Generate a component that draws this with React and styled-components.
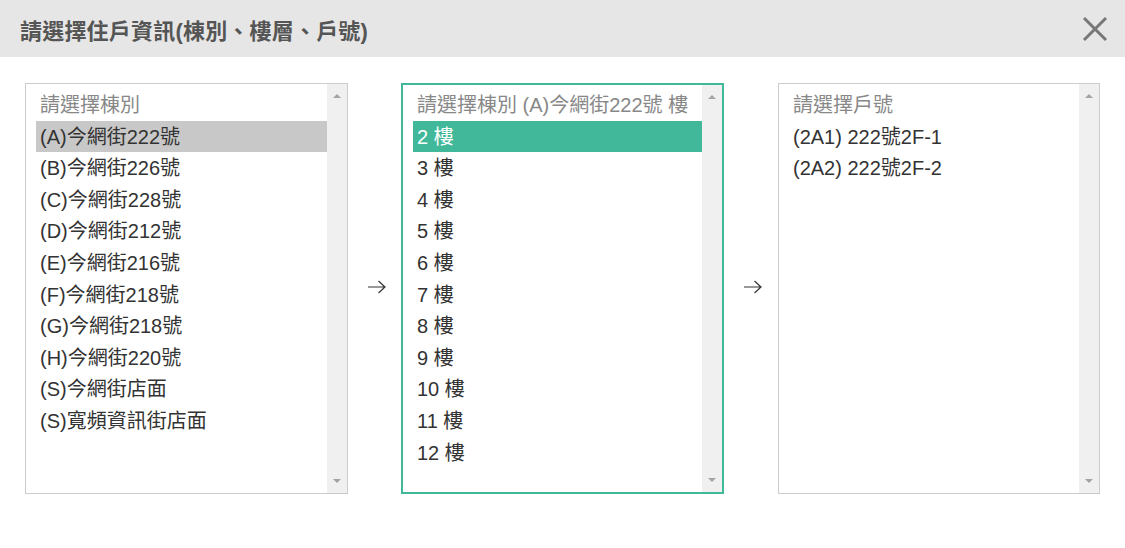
import React from "react";
import styled, { createGlobalStyle } from "styled-components";

const GlobalStyle = createGlobalStyle`
  html, body {
    margin: 0;
    padding: 0;
    background: #fff;
    font-family: "Liberation Sans", "Noto Sans CJK TC", sans-serif;
  }
`;

const Dialog = styled.div`
  width: 1125px;
  height: 548px;
  background: #fff;
`;

const Header = styled.div`
  height: 57px;
  background: #e6e6e6;
  display: flex;
  align-items: center;
  justify-content: space-between;
  padding: 0 16px 0 20px;
  box-sizing: border-box;
`;

const Title = styled.h2`
  margin: 0;
  font-size: 22px;
  font-weight: bold;
  color: #555;
  letter-spacing: 0.2px;
`;

const Close = styled.button`
  border: 0;
  background: transparent;
  padding: 0;
  width: 28px;
  height: 28px;
  display: flex;
  align-items: center;
  justify-content: center;
  cursor: pointer;
`;

const Body = styled.div`
  display: grid;
  grid-template-columns: 323px 53px 323px 54px 322px;
  padding: 26px 25px 0;
  height: 411px;
`;

const Arrow = styled.div`
  display: flex;
  align-items: center;
  justify-content: center;
  padding: 0 0 4px 4px;
`;

const ListBox = styled.div`
  border: ${(p) => (p.$active ? "2px solid #41b899" : "1px solid #ccc")};
  display: flex;
  min-width: 0;
  background: #fff;
`;

const Options = styled.div`
  flex: 1;
  min-width: 0;
  padding: ${(p) => (p.$active ? "4px 0 0 10px" : "5px 0 0 10px")};
  overflow: hidden;
`;

const Option = styled.div`
  height: 31.6px;
  line-height: 33px;
  padding-left: 4px;
  font-size: 20px;
  white-space: nowrap;
  overflow: hidden;
  color: ${(p) => (p.$placeholder ? "#888" : p.$teal ? "#fff" : "#333")};
  background: ${(p) => (p.$teal ? "#41b899" : p.$selected ? "#c8c8c8" : "transparent")};
`;

const Scrollbar = styled.div`
  width: 20px;
  flex: none;
  background: #f0f0f0;
  display: flex;
  flex-direction: column;
  justify-content: space-between;
  align-items: center;
  padding: 10px 0 10px;
  box-sizing: border-box;
`;

const Tri = styled.span`
  width: 0;
  height: 0;
  border-left: 4px solid transparent;
  border-right: 4px solid transparent;
  ${(p) =>
    p.$down
      ? "border-top: 4px solid #a3a3a3;"
      : "border-bottom: 4px solid #a3a3a3;"}
`;

const buildings = [
  "(A)今網街222號",
  "(B)今網街226號",
  "(C)今網街228號",
  "(D)今網街212號",
  "(E)今網街216號",
  "(F)今網街218號",
  "(G)今網街218號",
  "(H)今網街220號",
  "(S)今網街店面",
  "(S)寬頻資訊街店面",
];

const floors = ["2 樓", "3 樓", "4 樓", "5 樓", "6 樓", "7 樓", "8 樓", "9 樓", "10 樓", "11 樓", "12 樓"];

const units = ["(2A1) 222號2F-1", "(2A2) 222號2F-2"];

const Bar = () => (
  <Scrollbar>
    <Tri />
    <Tri $down />
  </Scrollbar>
);

const ArrowIcon = () => (
  <Arrow>
    <svg width="20" height="14" viewBox="0 0 20 14" fill="none" stroke="#333" strokeWidth="1.2">
      <path d="M1 7h17M11.5 1l6.5 6-6.5 6" />
    </svg>
  </Arrow>
);

export default function App() {
  return (
    <>
      <GlobalStyle />
      <Dialog>
        <Header>
          <Title>請選擇住戶資訊(棟別、樓層、戶號)</Title>
          <Close aria-label="close">
            <svg width="26" height="26" viewBox="0 0 26 26" stroke="#777" strokeWidth="3">
              <path d="M2 2l22 22M24 2L2 24" />
            </svg>
          </Close>
        </Header>
        <Body>
          <ListBox>
            <Options>
              <Option $placeholder>請選擇棟別</Option>
              {buildings.map((b, i) => (
                <Option key={b + i} $selected={i === 0}>
                  {b}
                </Option>
              ))}
            </Options>
            <Bar />
          </ListBox>
          <ArrowIcon />
          <ListBox $active>
            <Options $active>
              <Option $placeholder>請選擇棟別 (A)今網街222號 樓</Option>
              {floors.map((f, i) => (
                <Option key={f} $teal={i === 0}>
                  {f}
                </Option>
              ))}
            </Options>
            <Bar />
          </ListBox>
          <ArrowIcon />
          <ListBox>
            <Options>
              <Option $placeholder>請選擇戶號</Option>
              {units.map((u) => (
                <Option key={u}>{u}</Option>
              ))}
            </Options>
            <Bar />
          </ListBox>
        </Body>
      </Dialog>
    </>
  );
}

# # # # # # #

PROBLEM DESCRIPTION >>
Write out each line of the data exactly; the images should be left out.

SOLUTION BELOW >>
Generate a component that draws this with React and styled-components.
import React from "react";
import styled, { createGlobalStyle } from "styled-components";

const GlobalStyle = createGlobalStyle`
  html, body {
    margin: 0;
    padding: 0;
    background: #fff;
    font-family: "Liberation Sans", "Noto Sans CJK TC", sans-serif;
  }
`;

const Dialog = styled.div`
  width: 1125px;
  height: 548px;
  background: #fff;
`;

const Header = styled.div`
  height: 57px;
  background: #e6e6e6;
  display: flex;
  align-items: center;
  justify-content: space-between;
  padding: 0 16px 0 20px;
  box-sizing: border-box;
`;

const Title = styled.h2`
  margin: 0;
  font-size: 22px;
  font-weight: bold;
  color: #555;
  letter-spacing: 0.2px;
`;

const Close = styled.button`
  border: 0;
  background: transparent;
  padding: 0;
  width: 28px;
  height: 28px;
  display: flex;
  align-items: center;
  justify-content: center;
  cursor: pointer;
`;

const Body = styled.div`
  display: grid;
  grid-template-columns: 323px 53px 323px 54px 322px;
  padding: 26px 25px 0;
  height: 411px;
`;

const Arrow = styled.div`
  display: flex;
  align-items: center;
  justify-content: center;
  padding: 0 0 4px 4px;
`;

const ListBox = styled.div`
  border: ${(p) => (p.$active ? "2px solid #41b899" : "1px solid #ccc")};
  display: flex;
  min-width: 0;
  background: #fff;
`;

const Options = styled.div`
  flex: 1;
  min-width: 0;
  padding: ${(p) => (p.$active ? "4px 0 0 10px" : "5px 0 0 10px")};
  overflow: hidden;
`;

const Option = styled.div`
  height: 31.6px;
  line-height: 33px;
  padding-left: 4px;
  font-size: 20px;
  white-space: nowrap;
  overflow: hidden;
  color: ${(p) => (p.$placeholder ? "#888" : p.$teal ? "#fff" : "#333")};
  background: ${(p) => (p.$teal ? "#41b899" : p.$selected ? "#c8c8c8" : "transparent")};
`;

const Scrollbar = styled.div`
  width: 20px;
  flex: none;
  background: #f0f0f0;
  display: flex;
  flex-direction: column;
  justify-content: space-between;
  align-items: center;
  padding: 10px 0 10px;
  box-sizing: border-box;
`;

const Tri = styled.span`
  width: 0;
  height: 0;
  border-left: 4px solid transparent;
  border-right: 4px solid transparent;
  ${(p) =>
    p.$down
      ? "border-top: 4px solid #a3a3a3;"
      : "border-bottom: 4px solid #a3a3a3;"}
`;

const buildings = [
  "(A)今網街222號",
  "(B)今網街226號",
  "(C)今網街228號",
  "(D)今網街212號",
  "(E)今網街216號",
  "(F)今網街218號",
  "(G)今網街218號",
  "(H)今網街220號",
  "(S)今網街店面",
  "(S)寬頻資訊街店面",
];

const floors = ["2 樓", "3 樓", "4 樓", "5 樓", "6 樓", "7 樓", "8 樓", "9 樓", "10 樓", "11 樓", "12 樓"];

const units = ["(2A1) 222號2F-1", "(2A2) 222號2F-2"];

const Bar = () => (
  <Scrollbar>
    <Tri />
    <Tri $down />
  </Scrollbar>
);

const ArrowIcon = () => (
  <Arrow>
    <svg width="20" height="14" viewBox="0 0 20 14" fill="none" stroke="#333" strokeWidth="1.2">
      <path d="M1 7h17M11.5 1l6.5 6-6.5 6" />
    </svg>
  </Arrow>
);

export default function App() {
  return (
    <>
      <GlobalStyle />
      <Dialog>
        <Header>
          <Title>請選擇住戶資訊(棟別、樓層、戶號)</Title>
          <Close aria-label="close">
            <svg width="26" height="26" viewBox="0 0 26 26" stroke="#777" strokeWidth="3">
              <path d="M2 2l22 22M24 2L2 24" />
            </svg>
          </Close>
        </Header>
        <Body>
          <ListBox>
            <Options>
              <Option $placeholder>請選擇棟別</Option>
              {buildings.map((b, i) => (
                <Option key={b + i} $selected={i === 0}>
                  {b}
                </Option>
              ))}
            </Options>
            <Bar />
          </ListBox>
          <ArrowIcon />
          <ListBox $active>
            <Options $active>
              <Option $placeholder>請選擇棟別 (A)今網街222號 樓</Option>
              {floors.map((f, i) => (
                <Option key={f} $teal={i === 0}>
                  {f}
                </Option>
              ))}
            </Options>
            <Bar />
          </ListBox>
          <ArrowIcon />
          <ListBox>
            <Options>
              <Option $placeholder>請選擇戶號</Option>
              {units.map((u) => (
                <Option key={u}>{u}</Option>
              ))}
            </Options>
            <Bar />
          </ListBox>
        </Body>
      </Dialog>
    </>
  );
}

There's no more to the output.